▸ SUPPLIED MATERIAL:
================================
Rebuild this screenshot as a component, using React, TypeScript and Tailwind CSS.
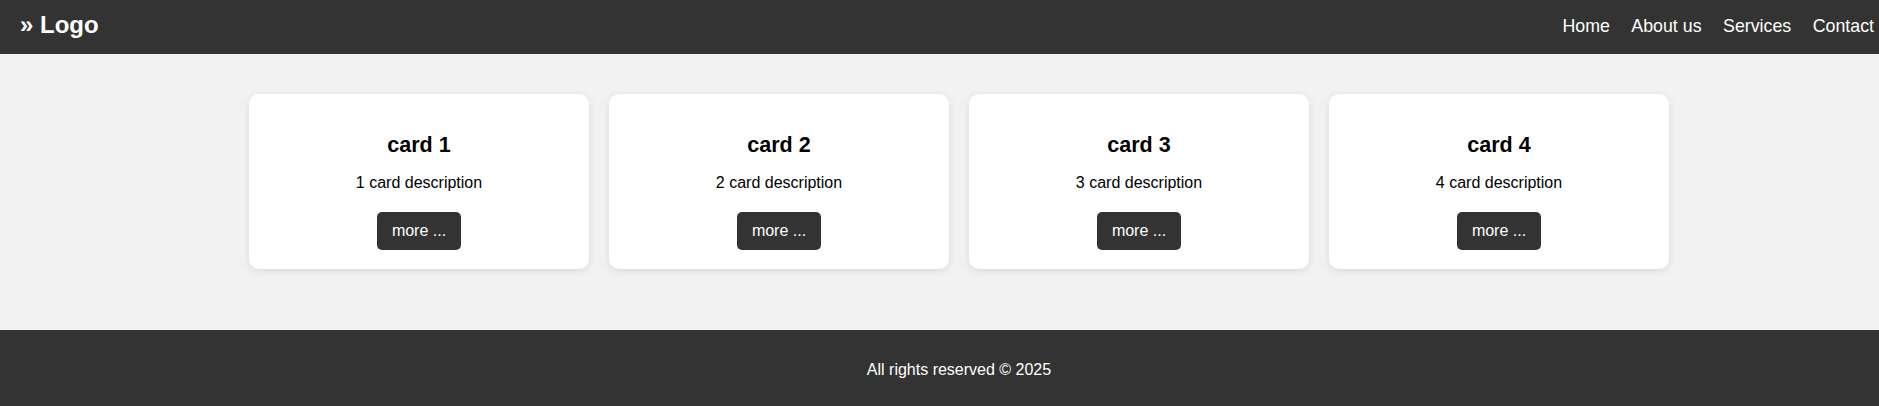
import React from "react";

const cards = [1, 2, 3, 4];
const links = ["Home", "About us", "Services", "Contact"];

function App() {
  return (
    <div className="w-screen overflow-hidden font-['Liberation_Sans',Arial,sans-serif]">
      {/* page is laid out a bit wider than the window, like the original */}
      <div className="w-[1918px] bg-[#f2f2f2]">
        <header className="flex h-[54px] items-center justify-between bg-[#333333] pl-[20px] pr-[44px] text-white">
          <div className="text-[24px] font-bold leading-[28px] -mt-[4px]">» Logo</div>
          <nav className="flex gap-[21.5px] -mt-[3px]">
            {links.map((link) => (
              <a key={link} href="#" className="text-[17.8px] leading-[20px] text-white">
                {link}
              </a>
            ))}
          </nav>
        </header>

        <main className="flex justify-center gap-[20px] pt-[40px] pb-[61px]">
          {cards.map((n) => (
            <div
              key={n}
              className="flex w-[340px] flex-col items-center rounded-[10px] bg-white pt-[39px] pb-[19px] text-center text-black shadow-[0_2px_8px_rgba(0,0,0,0.1)]"
            >
              <h3 className="text-[21.5px] font-bold leading-[25px]">card {n}</h3>
              <p className="mt-[16px] text-[16px] leading-[18px]">{n} card description</p>
              <button className="mt-[20px] rounded-[5px] bg-[#333333] px-[15px] py-[10px] text-[16px] leading-[18px] text-white">
                more ...
              </button>
            </div>
          ))}
        </main>

        <footer className="bg-[#333333] pt-[31px] pb-[29px] text-center text-[16px] leading-[18px] text-white">
          All rights reserved © 2025
        </footer>
      </div>
    </div>
  );
}

export default App;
================================
▸ GOAL OF THE EXERCISE: Your copy of the data should match it exactly, except that pictures are left out.

▸ WRITTEN REPLY:
Rebuild this screenshot as a component, using React, TypeScript and Tailwind CSS.
import React from "react";

const cards = [1, 2, 3, 4];
const links = ["Home", "About us", "Services", "Contact"];

function App() {
  return (
    <div className="w-screen overflow-hidden font-['Liberation_Sans',Arial,sans-serif]">
      {/* page is laid out a bit wider than the window, like the original */}
      <div className="w-[1918px] bg-[#f2f2f2]">
        <header className="flex h-[54px] items-center justify-between bg-[#333333] pl-[20px] pr-[44px] text-white">
          <div className="text-[24px] font-bold leading-[28px] -mt-[4px]">» Logo</div>
          <nav className="flex gap-[21.5px] -mt-[3px]">
            {links.map((link) => (
              <a key={link} href="#" className="text-[17.8px] leading-[20px] text-white">
                {link}
              </a>
            ))}
          </nav>
        </header>

        <main className="flex justify-center gap-[20px] pt-[40px] pb-[61px]">
          {cards.map((n) => (
            <div
              key={n}
              className="flex w-[340px] flex-col items-center rounded-[10px] bg-white pt-[39px] pb-[19px] text-center text-black shadow-[0_2px_8px_rgba(0,0,0,0.1)]"
            >
              <h3 className="text-[21.5px] font-bold leading-[25px]">card {n}</h3>
              <p className="mt-[16px] text-[16px] leading-[18px]">{n} card description</p>
              <button className="mt-[20px] rounded-[5px] bg-[#333333] px-[15px] py-[10px] text-[16px] leading-[18px] text-white">
                more ...
              </button>
            </div>
          ))}
        </main>

        <footer className="bg-[#333333] pt-[31px] pb-[29px] text-center text-[16px] leading-[18px] text-white">
          All rights reserved © 2025
        </footer>
      </div>
    </div>
  );
}

export default App;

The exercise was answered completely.